> _STATED PROBLEM_
Set down the data below without change, skipping the pictures it holds.

> _STORED DATA_
|---|

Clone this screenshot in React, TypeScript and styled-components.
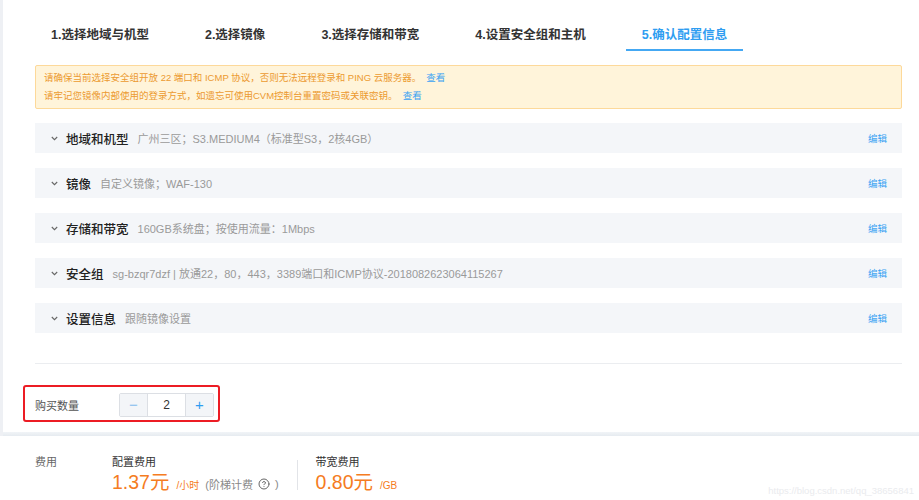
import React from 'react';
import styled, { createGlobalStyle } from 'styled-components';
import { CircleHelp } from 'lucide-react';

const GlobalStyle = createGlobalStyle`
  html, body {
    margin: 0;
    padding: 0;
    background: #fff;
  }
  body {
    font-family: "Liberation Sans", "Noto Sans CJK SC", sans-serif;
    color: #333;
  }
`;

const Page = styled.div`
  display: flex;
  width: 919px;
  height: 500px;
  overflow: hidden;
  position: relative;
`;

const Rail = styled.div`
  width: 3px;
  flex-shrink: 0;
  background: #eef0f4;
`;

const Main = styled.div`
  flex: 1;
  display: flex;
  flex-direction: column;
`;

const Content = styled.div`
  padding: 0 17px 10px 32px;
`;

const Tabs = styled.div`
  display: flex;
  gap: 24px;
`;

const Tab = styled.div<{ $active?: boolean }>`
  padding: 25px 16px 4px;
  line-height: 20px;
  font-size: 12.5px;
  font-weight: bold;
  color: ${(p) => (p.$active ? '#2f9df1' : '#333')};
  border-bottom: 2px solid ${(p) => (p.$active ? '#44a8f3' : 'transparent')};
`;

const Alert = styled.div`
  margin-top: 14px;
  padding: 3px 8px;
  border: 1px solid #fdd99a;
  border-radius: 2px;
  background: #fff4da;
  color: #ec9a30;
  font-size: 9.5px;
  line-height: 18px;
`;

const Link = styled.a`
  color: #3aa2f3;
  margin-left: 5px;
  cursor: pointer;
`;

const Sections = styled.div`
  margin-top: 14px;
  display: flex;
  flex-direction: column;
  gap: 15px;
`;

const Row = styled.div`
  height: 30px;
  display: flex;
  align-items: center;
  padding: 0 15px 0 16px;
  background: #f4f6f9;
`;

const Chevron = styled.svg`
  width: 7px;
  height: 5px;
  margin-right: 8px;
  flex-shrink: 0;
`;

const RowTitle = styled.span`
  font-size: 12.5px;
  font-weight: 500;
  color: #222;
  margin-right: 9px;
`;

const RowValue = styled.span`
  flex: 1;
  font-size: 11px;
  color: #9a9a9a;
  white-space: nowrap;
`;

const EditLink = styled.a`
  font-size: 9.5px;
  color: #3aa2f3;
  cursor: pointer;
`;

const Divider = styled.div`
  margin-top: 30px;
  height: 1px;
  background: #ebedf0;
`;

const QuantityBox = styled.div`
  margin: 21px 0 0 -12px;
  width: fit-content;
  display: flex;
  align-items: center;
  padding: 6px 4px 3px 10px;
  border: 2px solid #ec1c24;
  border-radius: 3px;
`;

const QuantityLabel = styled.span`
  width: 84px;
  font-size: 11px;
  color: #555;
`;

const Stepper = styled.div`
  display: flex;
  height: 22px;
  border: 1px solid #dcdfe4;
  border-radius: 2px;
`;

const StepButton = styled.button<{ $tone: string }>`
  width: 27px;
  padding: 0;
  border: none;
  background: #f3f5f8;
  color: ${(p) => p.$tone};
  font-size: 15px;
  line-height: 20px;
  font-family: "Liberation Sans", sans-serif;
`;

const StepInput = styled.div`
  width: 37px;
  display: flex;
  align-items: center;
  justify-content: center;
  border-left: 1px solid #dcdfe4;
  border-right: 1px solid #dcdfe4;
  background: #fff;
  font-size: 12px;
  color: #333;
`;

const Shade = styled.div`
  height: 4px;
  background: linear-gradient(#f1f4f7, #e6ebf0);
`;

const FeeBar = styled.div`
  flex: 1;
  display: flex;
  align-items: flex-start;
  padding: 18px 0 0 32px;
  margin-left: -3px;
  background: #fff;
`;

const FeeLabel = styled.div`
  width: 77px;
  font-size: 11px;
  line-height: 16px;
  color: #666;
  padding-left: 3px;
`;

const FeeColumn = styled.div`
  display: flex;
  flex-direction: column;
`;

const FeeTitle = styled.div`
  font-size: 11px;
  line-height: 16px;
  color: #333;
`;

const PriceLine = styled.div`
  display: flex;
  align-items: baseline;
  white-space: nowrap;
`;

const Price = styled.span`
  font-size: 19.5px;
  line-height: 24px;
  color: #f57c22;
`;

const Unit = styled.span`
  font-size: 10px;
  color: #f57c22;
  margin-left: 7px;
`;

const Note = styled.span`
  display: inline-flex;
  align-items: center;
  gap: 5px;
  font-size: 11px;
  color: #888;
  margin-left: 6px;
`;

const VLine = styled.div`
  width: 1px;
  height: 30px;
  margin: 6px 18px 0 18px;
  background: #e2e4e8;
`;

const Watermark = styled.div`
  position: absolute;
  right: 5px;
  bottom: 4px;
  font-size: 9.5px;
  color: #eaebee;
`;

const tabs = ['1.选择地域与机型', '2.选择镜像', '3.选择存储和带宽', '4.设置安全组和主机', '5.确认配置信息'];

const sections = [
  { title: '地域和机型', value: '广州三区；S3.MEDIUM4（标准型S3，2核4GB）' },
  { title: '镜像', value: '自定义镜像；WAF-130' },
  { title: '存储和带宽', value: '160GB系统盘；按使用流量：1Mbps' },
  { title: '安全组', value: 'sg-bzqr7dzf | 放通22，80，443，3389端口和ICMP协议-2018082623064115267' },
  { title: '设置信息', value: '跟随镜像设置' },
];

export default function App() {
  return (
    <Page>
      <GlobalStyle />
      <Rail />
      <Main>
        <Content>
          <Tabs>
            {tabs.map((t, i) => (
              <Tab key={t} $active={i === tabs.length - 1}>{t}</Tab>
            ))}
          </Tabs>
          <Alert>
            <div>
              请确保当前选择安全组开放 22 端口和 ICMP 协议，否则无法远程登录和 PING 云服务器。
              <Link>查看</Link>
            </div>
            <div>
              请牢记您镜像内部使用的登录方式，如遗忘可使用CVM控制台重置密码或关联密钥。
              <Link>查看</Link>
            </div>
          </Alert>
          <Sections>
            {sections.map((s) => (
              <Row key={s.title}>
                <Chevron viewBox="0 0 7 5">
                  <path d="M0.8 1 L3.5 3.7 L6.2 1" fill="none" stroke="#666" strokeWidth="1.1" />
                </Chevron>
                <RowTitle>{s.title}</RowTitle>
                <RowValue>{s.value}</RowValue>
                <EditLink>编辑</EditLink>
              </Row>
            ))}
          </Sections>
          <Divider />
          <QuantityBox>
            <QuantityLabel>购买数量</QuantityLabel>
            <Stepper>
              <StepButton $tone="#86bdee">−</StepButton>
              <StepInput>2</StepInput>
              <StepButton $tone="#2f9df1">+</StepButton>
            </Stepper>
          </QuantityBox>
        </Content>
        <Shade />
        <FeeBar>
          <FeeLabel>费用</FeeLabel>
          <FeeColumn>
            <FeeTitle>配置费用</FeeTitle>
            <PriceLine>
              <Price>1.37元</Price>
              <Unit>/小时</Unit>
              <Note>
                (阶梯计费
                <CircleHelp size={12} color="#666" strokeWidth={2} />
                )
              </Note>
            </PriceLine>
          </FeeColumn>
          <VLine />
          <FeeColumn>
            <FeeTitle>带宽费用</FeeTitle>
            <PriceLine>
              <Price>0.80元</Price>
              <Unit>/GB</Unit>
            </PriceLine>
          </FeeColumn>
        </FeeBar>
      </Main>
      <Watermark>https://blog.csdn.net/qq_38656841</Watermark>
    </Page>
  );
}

|---|

> _RESULT FOR THIS TASK_
Clone this screenshot in React, TypeScript and styled-components.
import React from 'react';
import styled, { createGlobalStyle } from 'styled-components';
import { CircleHelp } from 'lucide-react';

const GlobalStyle = createGlobalStyle`
  html, body {
    margin: 0;
    padding: 0;
    background: #fff;
  }
  body {
    font-family: "Liberation Sans", "Noto Sans CJK SC", sans-serif;
    color: #333;
  }
`;

const Page = styled.div`
  display: flex;
  width: 919px;
  height: 500px;
  overflow: hidden;
  position: relative;
`;

const Rail = styled.div`
  width: 3px;
  flex-shrink: 0;
  background: #eef0f4;
`;

const Main = styled.div`
  flex: 1;
  display: flex;
  flex-direction: column;
`;

const Content = styled.div`
  padding: 0 17px 10px 32px;
`;

const Tabs = styled.div`
  display: flex;
  gap: 24px;
`;

const Tab = styled.div<{ $active?: boolean }>`
  padding: 25px 16px 4px;
  line-height: 20px;
  font-size: 12.5px;
  font-weight: bold;
  color: ${(p) => (p.$active ? '#2f9df1' : '#333')};
  border-bottom: 2px solid ${(p) => (p.$active ? '#44a8f3' : 'transparent')};
`;

const Alert = styled.div`
  margin-top: 14px;
  padding: 3px 8px;
  border: 1px solid #fdd99a;
  border-radius: 2px;
  background: #fff4da;
  color: #ec9a30;
  font-size: 9.5px;
  line-height: 18px;
`;

const Link = styled.a`
  color: #3aa2f3;
  margin-left: 5px;
  cursor: pointer;
`;

const Sections = styled.div`
  margin-top: 14px;
  display: flex;
  flex-direction: column;
  gap: 15px;
`;

const Row = styled.div`
  height: 30px;
  display: flex;
  align-items: center;
  padding: 0 15px 0 16px;
  background: #f4f6f9;
`;

const Chevron = styled.svg`
  width: 7px;
  height: 5px;
  margin-right: 8px;
  flex-shrink: 0;
`;

const RowTitle = styled.span`
  font-size: 12.5px;
  font-weight: 500;
  color: #222;
  margin-right: 9px;
`;

const RowValue = styled.span`
  flex: 1;
  font-size: 11px;
  color: #9a9a9a;
  white-space: nowrap;
`;

const EditLink = styled.a`
  font-size: 9.5px;
  color: #3aa2f3;
  cursor: pointer;
`;

const Divider = styled.div`
  margin-top: 30px;
  height: 1px;
  background: #ebedf0;
`;

const QuantityBox = styled.div`
  margin: 21px 0 0 -12px;
  width: fit-content;
  display: flex;
  align-items: center;
  padding: 6px 4px 3px 10px;
  border: 2px solid #ec1c24;
  border-radius: 3px;
`;

const QuantityLabel = styled.span`
  width: 84px;
  font-size: 11px;
  color: #555;
`;

const Stepper = styled.div`
  display: flex;
  height: 22px;
  border: 1px solid #dcdfe4;
  border-radius: 2px;
`;

const StepButton = styled.button<{ $tone: string }>`
  width: 27px;
  padding: 0;
  border: none;
  background: #f3f5f8;
  color: ${(p) => p.$tone};
  font-size: 15px;
  line-height: 20px;
  font-family: "Liberation Sans", sans-serif;
`;

const StepInput = styled.div`
  width: 37px;
  display: flex;
  align-items: center;
  justify-content: center;
  border-left: 1px solid #dcdfe4;
  border-right: 1px solid #dcdfe4;
  background: #fff;
  font-size: 12px;
  color: #333;
`;

const Shade = styled.div`
  height: 4px;
  background: linear-gradient(#f1f4f7, #e6ebf0);
`;

const FeeBar = styled.div`
  flex: 1;
  display: flex;
  align-items: flex-start;
  padding: 18px 0 0 32px;
  margin-left: -3px;
  background: #fff;
`;

const FeeLabel = styled.div`
  width: 77px;
  font-size: 11px;
  line-height: 16px;
  color: #666;
  padding-left: 3px;
`;

const FeeColumn = styled.div`
  display: flex;
  flex-direction: column;
`;

const FeeTitle = styled.div`
  font-size: 11px;
  line-height: 16px;
  color: #333;
`;

const PriceLine = styled.div`
  display: flex;
  align-items: baseline;
  white-space: nowrap;
`;

const Price = styled.span`
  font-size: 19.5px;
  line-height: 24px;
  color: #f57c22;
`;

const Unit = styled.span`
  font-size: 10px;
  color: #f57c22;
  margin-left: 7px;
`;

const Note = styled.span`
  display: inline-flex;
  align-items: center;
  gap: 5px;
  font-size: 11px;
  color: #888;
  margin-left: 6px;
`;

const VLine = styled.div`
  width: 1px;
  height: 30px;
  margin: 6px 18px 0 18px;
  background: #e2e4e8;
`;

const Watermark = styled.div`
  position: absolute;
  right: 5px;
  bottom: 4px;
  font-size: 9.5px;
  color: #eaebee;
`;

const tabs = ['1.选择地域与机型', '2.选择镜像', '3.选择存储和带宽', '4.设置安全组和主机', '5.确认配置信息'];

const sections = [
  { title: '地域和机型', value: '广州三区；S3.MEDIUM4（标准型S3，2核4GB）' },
  { title: '镜像', value: '自定义镜像；WAF-130' },
  { title: '存储和带宽', value: '160GB系统盘；按使用流量：1Mbps' },
  { title: '安全组', value: 'sg-bzqr7dzf | 放通22，80，443，3389端口和ICMP协议-2018082623064115267' },
  { title: '设置信息', value: '跟随镜像设置' },
];

export default function App() {
  return (
    <Page>
      <GlobalStyle />
      <Rail />
      <Main>
        <Content>
          <Tabs>
            {tabs.map((t, i) => (
              <Tab key={t} $active={i === tabs.length - 1}>{t}</Tab>
            ))}
          </Tabs>
          <Alert>
            <div>
              请确保当前选择安全组开放 22 端口和 ICMP 协议，否则无法远程登录和 PING 云服务器。
              <Link>查看</Link>
            </div>
            <div>
              请牢记您镜像内部使用的登录方式，如遗忘可使用CVM控制台重置密码或关联密钥。
              <Link>查看</Link>
            </div>
          </Alert>
          <Sections>
            {sections.map((s) => (
              <Row key={s.title}>
                <Chevron viewBox="0 0 7 5">
                  <path d="M0.8 1 L3.5 3.7 L6.2 1" fill="none" stroke="#666" strokeWidth="1.1" />
                </Chevron>
                <RowTitle>{s.title}</RowTitle>
                <RowValue>{s.value}</RowValue>
                <EditLink>编辑</EditLink>
              </Row>
            ))}
          </Sections>
          <Divider />
          <QuantityBox>
            <QuantityLabel>购买数量</QuantityLabel>
            <Stepper>
              <StepButton $tone="#86bdee">−</StepButton>
              <StepInput>2</StepInput>
              <StepButton $tone="#2f9df1">+</StepButton>
            </Stepper>
          </QuantityBox>
        </Content>
        <Shade />
        <FeeBar>
          <FeeLabel>费用</FeeLabel>
          <FeeColumn>
            <FeeTitle>配置费用</FeeTitle>
            <PriceLine>
              <Price>1.37元</Price>
              <Unit>/小时</Unit>
              <Note>
                (阶梯计费
                <CircleHelp size={12} color="#666" strokeWidth={2} />
                )
              </Note>
            </PriceLine>
          </FeeColumn>
          <VLine />
          <FeeColumn>
            <FeeTitle>带宽费用</FeeTitle>
            <PriceLine>
              <Price>0.80元</Price>
              <Unit>/GB</Unit>
            </PriceLine>
          </FeeColumn>
        </FeeBar>
      </Main>
      <Watermark>https://blog.csdn.net/qq_38656841</Watermark>
    </Page>
  );
}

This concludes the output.